From Hebrew Jireh, meaning the Lord will provide, used in modern biblical naming.
Yireh comes from one of the most charged moments in the Hebrew Bible. In Genesis 22, after God provides a ram to spare Isaac's life, Abraham names the place of the near-sacrifice "Jehovah Yireh" — יְהוָה יִרְאֶה — meaning "the Lord will see" or, by interpretive extension, "the Lord will provide." The Hebrew verb ra'ah (to see) carries within it the implication of divine foreknowledge and provision: to be seen by God is to be cared for.
The site, identified in later tradition with Mount Moriah in Jerusalem, became the future location of Solomon's Temple, giving the name a layered sacred geography. As a standalone given name, Yireh draws directly from this moment of covenant and provision, carrying the theological conviction that the child named thus is already seen and already provided for. It functions less as a descriptive name than as a declaration of faith — a name that doubles as a prayer.

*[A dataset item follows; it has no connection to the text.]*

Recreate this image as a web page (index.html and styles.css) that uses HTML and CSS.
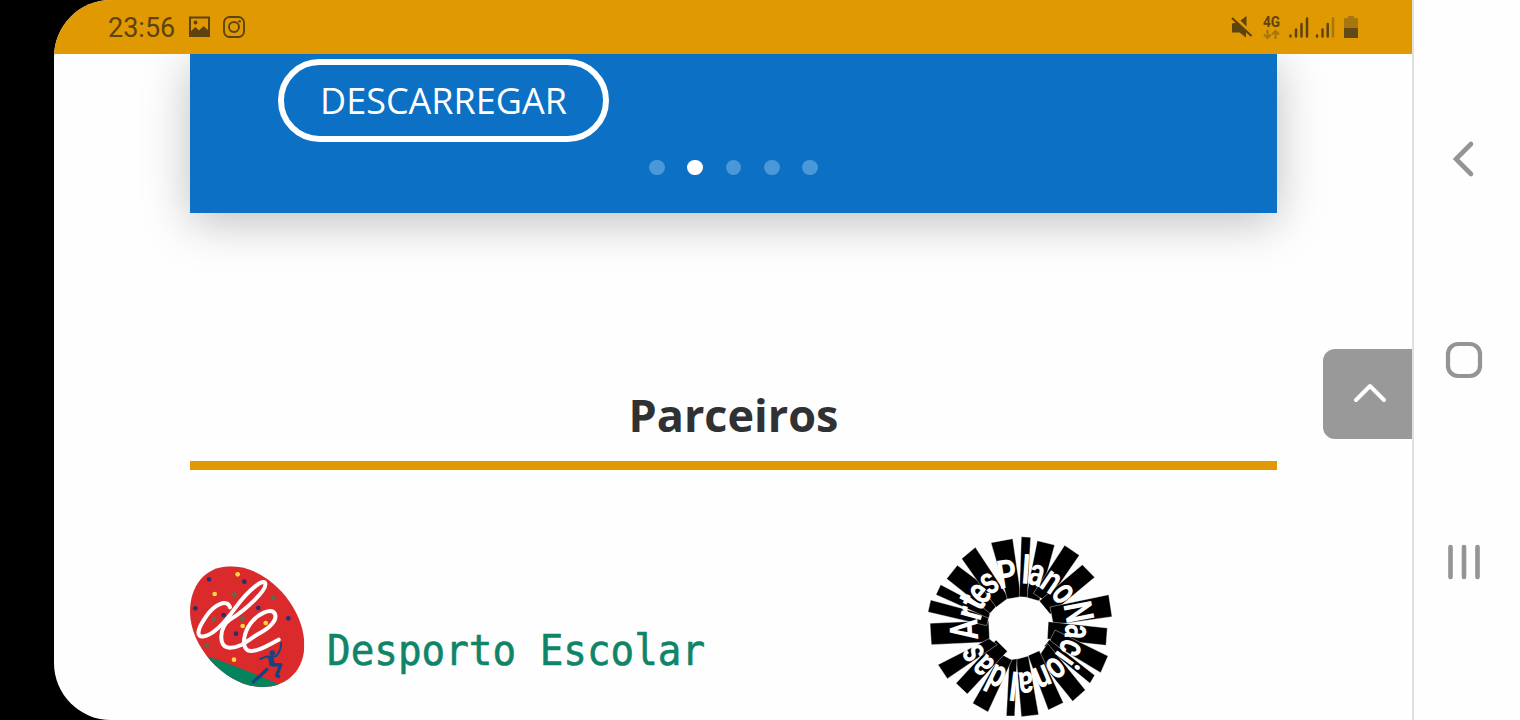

This quality has made it especially popular among evangelical and Pentecostal Christians in West Africa, particularly in Ghana and Nigeria, where biblical names are chosen for their explicit spiritual meaning rather than their social currency. In the global diaspora of the 21st century, Yireh has begun appearing in the United States, Canada, and the United Kingdom, often in Black British and Black American families of West African heritage. Its three-syllable rhythm — yee-REH or YEE-reh depending on speaker — is gentle and distinctive, and its meaning, once explained, tends to resonate with people of any background who appreciate names that aspire toward something beyond the self.